Ада, или Радости страсти (Набоков) - страница 355

До своей встречи (в восемьдесят лет) с тактичным и тонким, скабрезным и чрезвычайно дельным доктором Лягоссом, который с того времени жил и путешествовал с ним и с Адой, Ван чурался врачей. Будучи сам по образованию медиком, он не мог избавиться от приличного лишь легковерному мужлану ползучего чувства, будто жмущий грушу сфигмоманометра или вслушивающийся в его хрипы доктор уже установил с определенностью самой смерти диагноз рокового недуга и лишь утаивает его до поры. Временами он ловил себя (и воспоминание о покойном зяте перекашивало его) на том, что норовит скрыть от Ады раз за разом причиняемые ему пузырем неудобства или очередной приступ головокружения, случившийся после того, как он остриг ногти на пальцах ног (работа, которую Ван, неспособный сносить прикосновения человеческого существа к своим босым ступням, всегда исполнял сам).

Словно желая получить по возможности больше от своего тела, подобрать последние вкусные крошки с тарелки, которую вот-вот унесут, он пристрастился потворствовать разного рода милым слабостям вроде выдавливанья червячка из присохшего прыщика, или извлечения длинным ногтем зудливой жемчужины из глуби левого уха (правое порождало их в гораздо меньших количествах), или той, которую Бутеллен неодобрительно называл «le plaisir anglais»,[343] – когда, задержав дыхание, лежа по подбородок в ванне, тихо и тайно пополняешь ее собственной влагой.

С другой стороны, горести жизни ныне причиняли ему страдания более острые, нежели в прошлом. Он стенал, когда зверский взрев саксофона раздирал его барабанные перепонки или когда молодой обормот из недочеловеков давал полную волю своему адски орущему мотоциклу. Непокорство тупых, зловредных предметов – лезущего под руку ненужного кармана, рвущегося обувного шнурка, праздной одежной вешалки, которая, пожав плечиками, звонко рушится в темноту гардероба, – заставляли Вана изрыгать эдиповы словеса его русских пращуров.

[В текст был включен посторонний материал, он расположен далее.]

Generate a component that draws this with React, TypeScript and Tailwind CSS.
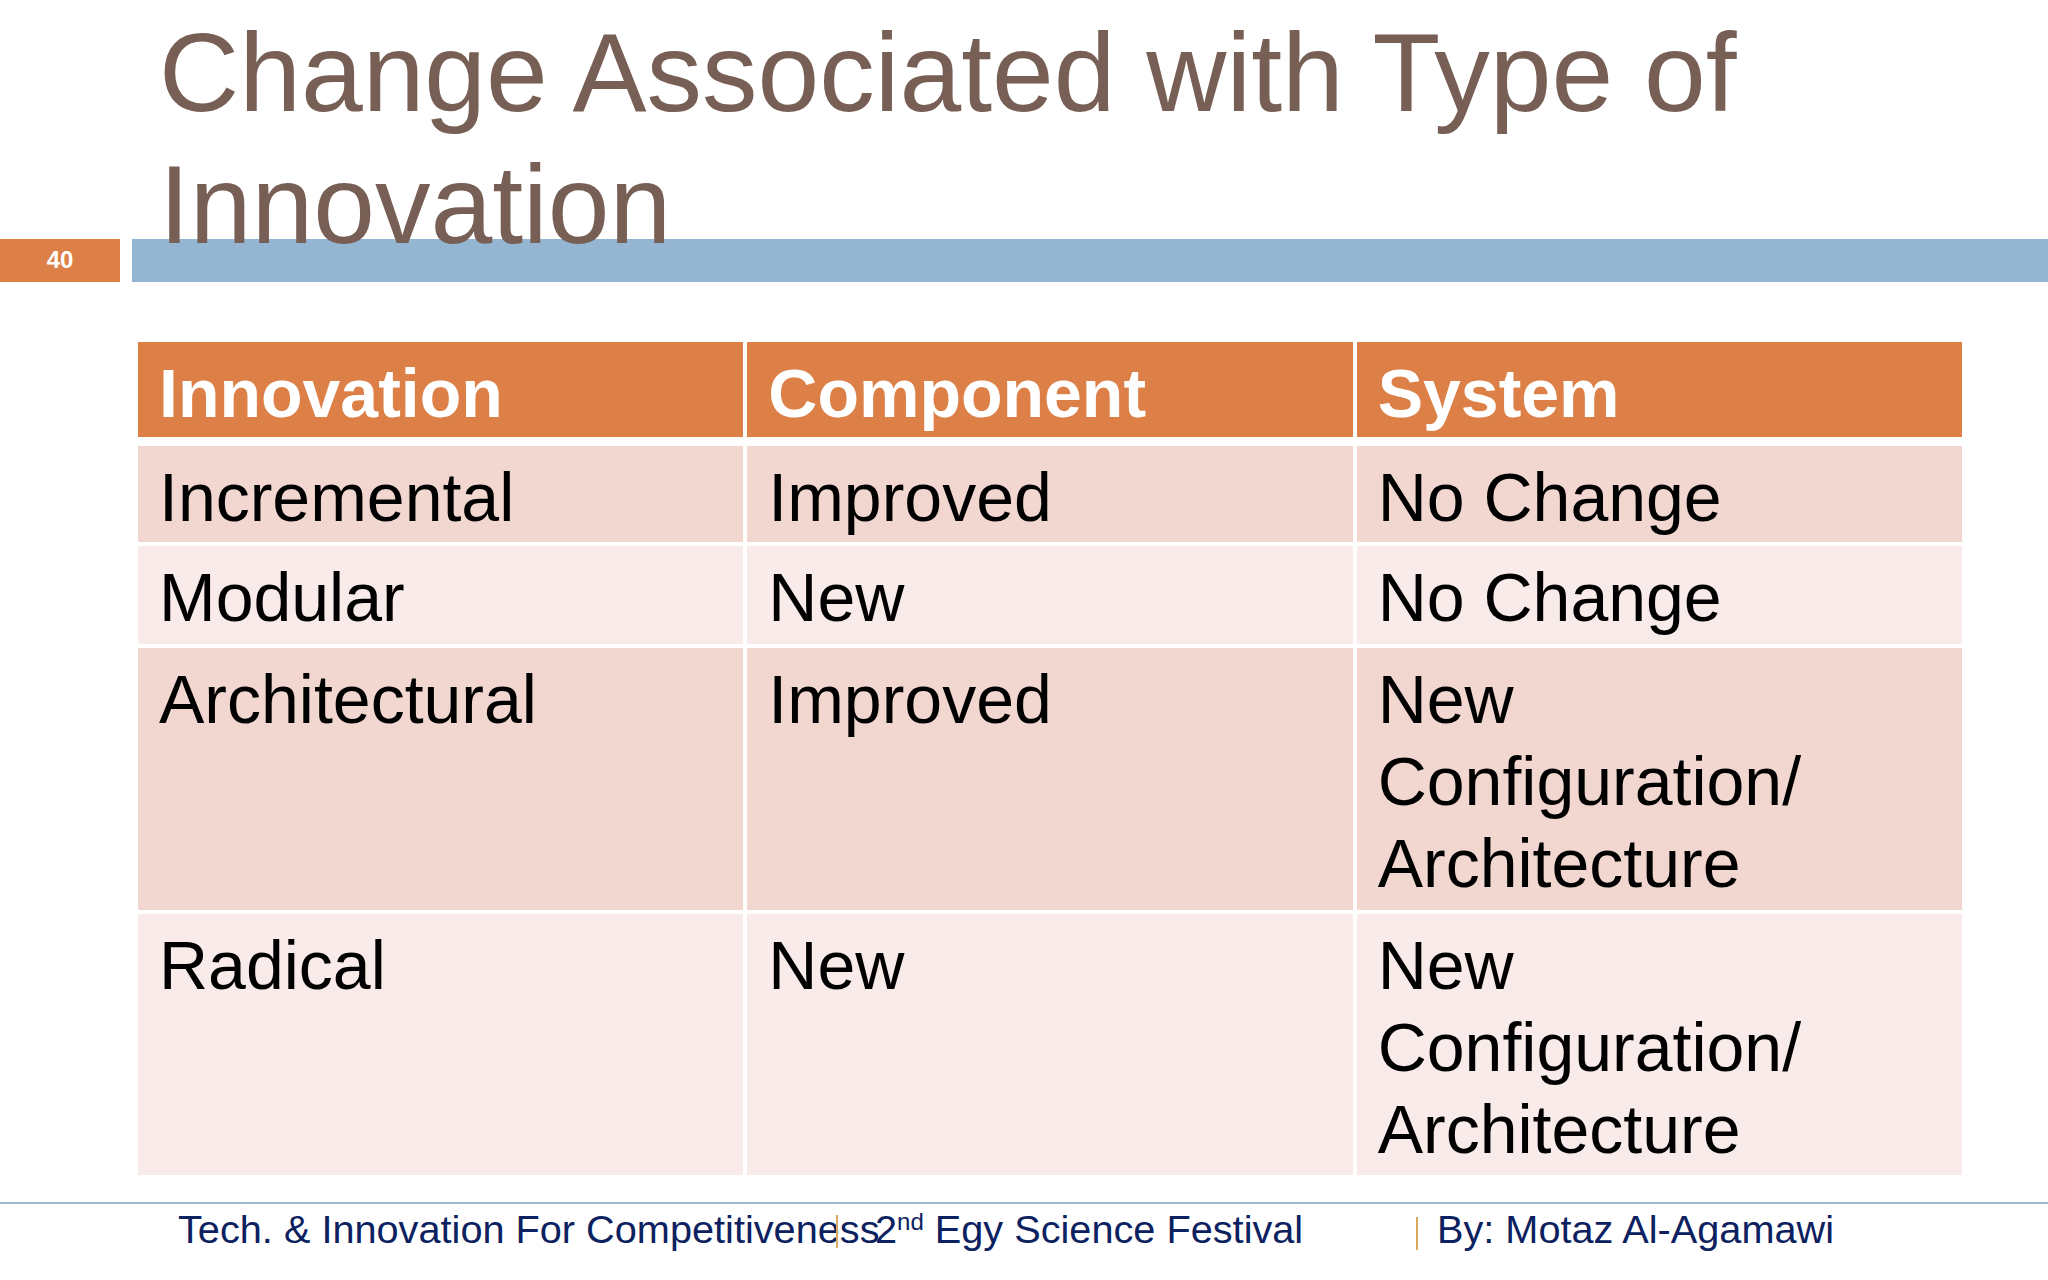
import React from "react";

const rows: { cells: string[][]; h: string; bg: string }[] = [
  { cells: [["Incremental"], ["Improved"], ["No Change"]], h: "h-[96px]", bg: "bg-[#F1D7CF]" },
  { cells: [["Modular"], ["New"], ["No Change"]], h: "h-[98px]", bg: "bg-[#F9EBEA]" },
  {
    cells: [["Architectural"], ["Improved"], ["New", "Configuration/", "Architecture"]],
    h: "h-[262px]",
    bg: "bg-[#F1D7CF]",
  },
  {
    cells: [["Radical"], ["New"], ["New", "Configuration/", "Architecture"]],
    h: "h-[261px]",
    bg: "bg-[#F9EBEA]",
  },
];

export default function App() {
  return (
    <div className="w-[2048px] h-[1280px] bg-white overflow-hidden font-['Liberation_Sans',Arial,sans-serif]">
      {/* Title */}
      <div className="relative z-10 h-[239px] pl-[159px] pt-[7px] text-[111px] leading-[132px] text-[#775F55] whitespace-nowrap">
        Change Associated with Type of
        <br />
        Innovation
      </div>

      {/* Bar row */}
      <div className="flex gap-[12px] h-[43px]">
        <div className="w-[120px] bg-[#DD8047] flex items-center justify-center text-white font-bold text-[24px] leading-none pb-[2px]">
          40
        </div>
        <div className="flex-1 bg-[#94B6D2]" />
      </div>

      {/* Table */}
      <div className="mt-[60px] ml-[138px] w-[1824px] flex flex-col">
        <div className="grid grid-cols-3 gap-x-[4px] h-[95px]">
          {["Innovation", "Component", "System"].map((t) => (
            <div
              key={t}
              className="bg-[#DD8047] text-white font-bold text-[68px] leading-[82px] pt-[10px] px-[21px] whitespace-nowrap"
            >
              {t}
            </div>
          ))}
        </div>
        <div className="mt-[9px] flex flex-col gap-y-[4px]">
          {rows.map((r, i) => (
            <div key={i} className={`grid grid-cols-3 gap-x-[4px] ${r.h}`}>
              {r.cells.map((lines, j) => (
                <div
                  key={j}
                  className={`${r.bg} text-black text-[68px] leading-[82px] pt-[10px] px-[21px] whitespace-nowrap`}
                >
                  {lines.map((l, k) => (
                    <div key={k}>{l}</div>
                  ))}
                </div>
              ))}
            </div>
          ))}
        </div>
      </div>

      {/* Footer line */}
      <div className="mt-[27px] h-[2px] w-full bg-[#9DB9D4]" />

      {/* Footer */}
      <div className="mt-[3px] flex items-start pl-[178px] text-[39.7px] leading-[45px] text-[#0C2160] whitespace-nowrap">
        <div className="w-[658px]">Tech. &amp; Innovation For Competitiveness</div>
        <div className="w-[2px] h-[33px] mt-[8px] bg-[#D9A961] shrink-0" />
        <div className="ml-[37px] w-[541px]">
          2<sup className="text-[24px] top-[-13px]">nd</sup> Egy Science Festival
        </div>
        <div className="w-[2px] h-[33px] mt-[10px] bg-[#D9A961] shrink-0" />
        <div className="ml-[19px]">By: Motaz Al-Agamawi</div>
      </div>
    </div>
  );
}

Стареть он перестал лет в шестьдесят пять, однако и мышцы и кости его претерпели к шестидесяти пяти куда более разительные изменения, чем у людей, никогда не ведавших разнообразия богатырских утех, коим он предавался в свои лучшие годы. Теннис и сквош уступили место пинг-понгу; затем в один прекрасный день любимая лопаточка, еще хранившая тепло его ладони, была им забыта в спортивном зале клуба, которого он ни разу больше не навестил. На шестом десятке упражненья с боксерской грушей сменили борьбу и кулачные состязания его ранних лет. Неожиданные проявления земной тяги обращали занятия лыжами в фарс. В шестьдесят он еще мог попрыгать с рапирой, но через несколько минут глаза застилал пот, так что вскоре и фехтование разделило участь настольного тенниса. Одолеть снобистский предрассудок в отношении гольфа Вану так и не удалось, да и учиться играть в него было уже поздновато. В семьдесят лет он попытался перед завтраком бегать трусцой по уединенной аллейке, однако подпрыгивавшая и со шлепком возвращавшаяся на место грудь слишком явственно напоминала ему о прибавленных с молодой поры тридцати килограммах. В девяносто он еще танцевал иногда на руках – в раз за разом повторявшемся сне.